University Of Virginia Main Campus, Charlottesville VA

Investigators

Abstract

Data networking via satellite relays remains an important means of linking globally-distributed network terminals for both commercial and governmental applications, especially in remote regions. Modern applications demand both spectrum and power efficiency in the network. The archetype network model in such networks is one with two terminals wishing to exchange data via a single satellite transponder. Relative to traditional time-sharing or frequency-sharing for the bidirectional communication paths, information-theory reveals that spectrum efficiency gains of up to 100% can be obtained for a given set of link power resources. These gains are possible when non-orthogonal transmission methods are adopted, and the decoders exploit side-knowledge on previously-transmitted information. The project codifies various protocols appropriate to this two-terminal data exchange model, including amplify-forward, as well as protocols that involve satellite decoding/re-encoding. The possible gains depend on link resources as well as the desired bidirectional rate targets.
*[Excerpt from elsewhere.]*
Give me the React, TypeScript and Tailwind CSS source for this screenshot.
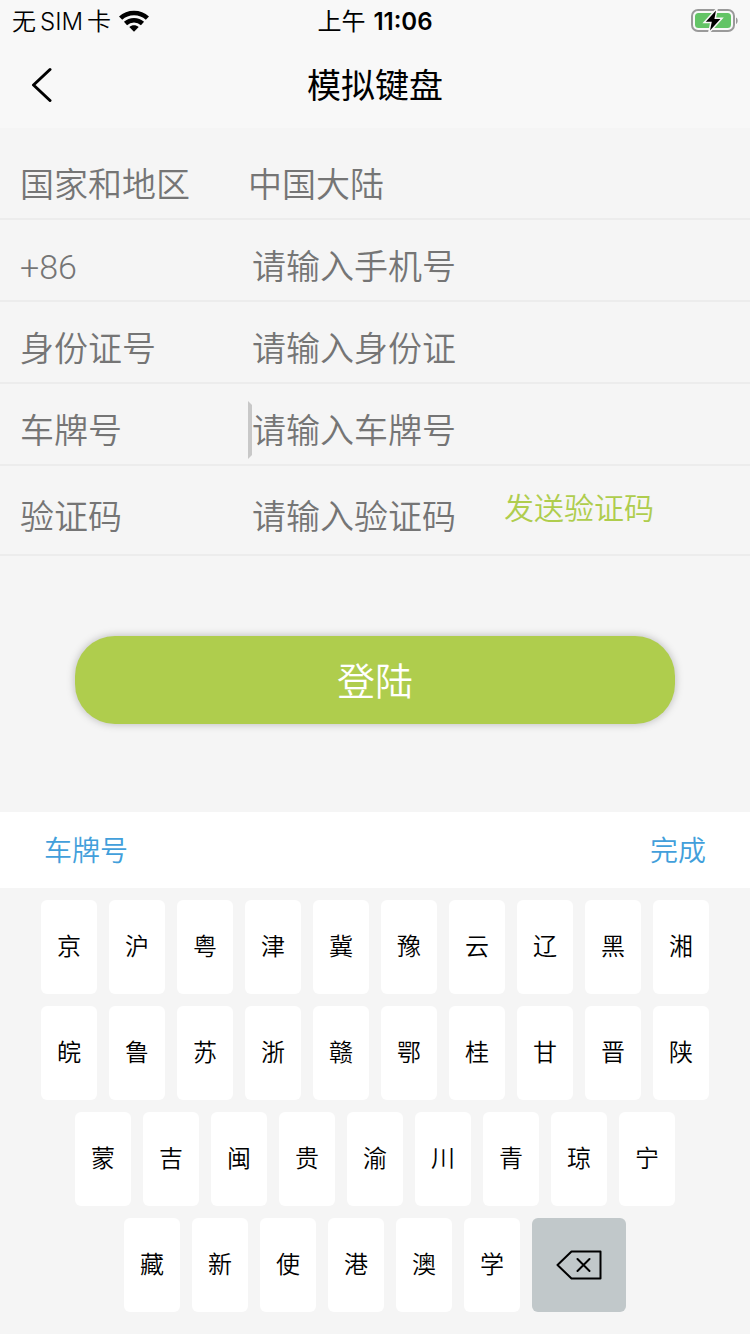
import { useState } from 'react';

const KEY_ROWS = [
  ['京', '沪', '粤', '津', '冀', '豫', '云', '辽', '黑', '湘'],
  ['皖', '鲁', '苏', '浙', '赣', '鄂', '桂', '甘', '晋', '陕'],
  ['蒙', '吉', '闽', '贵', '渝', '川', '青', '琼', '宁'],
  ['藏', '新', '使', '港', '澳', '学'],
];

interface FieldProps {
  id: string;
  label: string;
  placeholder: string;
  value: string;
  onChange: (value: string) => void;
  active?: boolean;
}

function Field({ id, label, placeholder, value, onChange, active = false }: FieldProps) {
  return (
    <div className="flex h-[82px] items-center border-b-2 border-[#ececec] pt-3 pl-5">
      <label htmlFor={id} className="w-[228px] shrink-0 pt-[2px]">
        {label}
      </label>
      <input
        id={id}
        value={value}
        onChange={(e) => onChange(e.target.value)}
        placeholder={placeholder}
        className={
          active
            ? 'h-[58px] min-w-0 flex-1 border-4 border-transparent border-l-[#c8c8c8] bg-transparent pt-[2px] outline-none placeholder:text-[#757575]'
            : 'h-[58px] min-w-0 flex-1 border-4 border-transparent bg-transparent pt-[2px] outline-none placeholder:text-[#757575]'
        }
      />
    </div>
  );
}

function StatusBar() {
  return (
    <div className="grid h-10 grid-cols-3 items-center px-3 text-2xl leading-10">
      <div className="flex items-center gap-1 font-[350]">
        <span className="pt-[2px]">无</span>
        <span className="pt-[2px]">SIM</span>
        <span className="pt-[2px]">卡</span>
        <svg className="ml-1" width="30" height="22" viewBox="0 0 30 22" aria-hidden="true">
          <g fill="none" stroke="#000" strokeWidth="4.6">
            <path d="M1.6 8.2C9 1.2 21 1.2 28.4 8.2" />
            <path d="M6.5 13.5c4.7-4.4 12.3-4.4 17 0" />
          </g>
          <path d="M10.3 17c2.7-2.4 6.7-2.4 9.4 0L15 21.7z" />
        </svg>
      </div>
      <div className="flex justify-center gap-2 pt-[2px]">
        <span>上午</span>
        <span className="font-semibold">11:06</span>
      </div>
      <svg className="justify-self-end" width="48" height="24" viewBox="0 0 48 24" aria-hidden="true">
        <rect x="2" y="1" width="42" height="21" rx="6" fill="none" stroke="#9a9a9a" strokeWidth="2" />
        <path d="M46 8.5c2.2 1.2 2.2 5.3 0 6.5z" fill="#9a9a9a" />
        <rect x="5" y="4" width="36" height="15" rx="3.5" fill="#63c466" />
        <path
          d="M26 1.5 15.8 12.8h6L20 21.5 30.4 10h-6z"
          fill="#000"
          stroke="#f8f8f8"
          strokeWidth="3"
          paintOrder="stroke"
        />
      </svg>
    </div>
  );
}

export default function App() {
  const [phone, setPhone] = useState('');
  const [idCard, setIdCard] = useState('');
  const [plate, setPlate] = useState('');
  const [code, setCode] = useState('');

  return (
    <div className="flex min-h-screen flex-col bg-[#f5f5f5] font-['Inter','Noto_Sans_CJK_SC',sans-serif] text-black">
      <header className="bg-[#f8f8f8]">
        <StatusBar />
        <div className="grid h-[88px] grid-cols-[80px_1fr_80px] items-center">
          <button type="button" aria-label="返回" className="flex h-full items-center pl-[30px]">
            <svg width="24" height="36" viewBox="0 0 24 36" fill="none" stroke="#000" strokeWidth="3" strokeLinecap="round" strokeLinejoin="round">
              <path d="M20 3.5 3.5 19 20 34.5" />
            </svg>
          </button>
          <h1 className="pt-1 text-center text-[34px] leading-[48px]">模拟键盘</h1>
        </div>
      </header>

      <main>
        <form onSubmit={(e) => e.preventDefault()}>
          <div className="pt-[10px] font-['Roboto','Noto_Sans_CJK_SC',sans-serif] text-[34px] leading-[48px] font-[350] text-[#757575]">
            <div className="flex h-[82px] items-center border-b-2 border-[#ececec] pt-3 pl-5">
              <span className="w-[228px] shrink-0 pt-[2px]">国家和地区</span>
              <span className="pt-[2px]">中国大陆</span>
            </div>
            <Field id="phone" label="+86" placeholder="请输入手机号" value={phone} onChange={setPhone} />
            <Field id="idCard" label="身份证号" placeholder="请输入身份证" value={idCard} onChange={setIdCard} />
            <Field id="plate" label="车牌号" placeholder="请输入车牌号" value={plate} onChange={setPlate} active />
            <div className="flex h-[90px] items-center border-b-2 border-[#ececec] pt-3 pl-5">
              <label htmlFor="code" className="w-[228px] shrink-0 pt-[2px]">
                验证码
              </label>
              <input
                id="code"
                value={code}
                onChange={(e) => setCode(e.target.value)}
                placeholder="请输入验证码"
                className="h-[58px] w-64 border-4 border-transparent bg-transparent pt-[2px] outline-none placeholder:text-[#757575]"
              />
              <button type="button" className="pb-[14px] text-[30px] text-[#afcd4d]">
                发送验证码
              </button>
            </div>
          </div>
          <button
            type="submit"
            className="mx-auto mt-20 mb-[88px] block h-[88px] w-4/5 rounded-[40px] bg-[#afcd4d] pt-[2px] text-[38px] font-[350] text-white shadow-[0_0_8px_rgba(0,0,0,0.25)]"
          >
            登陆
          </button>
        </form>
      </main>

      <section className="mt-auto" aria-label="车牌键盘">
        <div className="flex h-[76px] items-center justify-between bg-white px-11 pt-[2px] text-[28px] font-[350] text-[#429fdb]">
          <span>车牌号</span>
          <button type="button">完成</button>
        </div>
        <div className="flex flex-col gap-3 pt-3 pb-[22px]">
          {KEY_ROWS.map((row, i) => (
            <div key={i} className="flex justify-center gap-3">
              {row.map((char) => (
                <button
                  key={char}
                  type="button"
                  onClick={() => setPlate(plate + char)}
                  className="h-[94px] w-14 rounded-md bg-white text-2xl font-[350]"
                >
                  {char}
                </button>
              ))}
              {i === KEY_ROWS.length - 1 && (
                <button
                  type="button"
                  aria-label="删除"
                  onClick={() => setPlate(plate.slice(0, -1))}
                  className="flex size-[94px] items-center justify-center rounded-md bg-[#c1c8ca]"
                >
                  <svg width="46" height="30" viewBox="0 0 46 30" fill="none" stroke="#000" strokeWidth="2" strokeLinecap="round" strokeLinejoin="round">
                    <path d="M15.5 1.5H44.5V28.5H15.5L1.5 15z" />
                    <path d="m21.5 9 12 12m0-12-12 12" />
                  </svg>
                </button>
              )}
            </div>
          ))}
        </div>
      </section>
    </div>
  );
}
Existing research for this problem presumes perfect synchronization and side-information at both terminals, but practical issues of large round-trip delay, carrier phase/frequency synchronization, and symbol synchronization are important obstacles to achieving the promise of information theory. So the investigators develop realistic synchronization protocol designs that approach the ideal information-theoretic limits. In addition, the project studies a new decode-and-forward relaying protocol based on nested LDPC coding on downlinks that is flexible in terms of rate-asymmetry.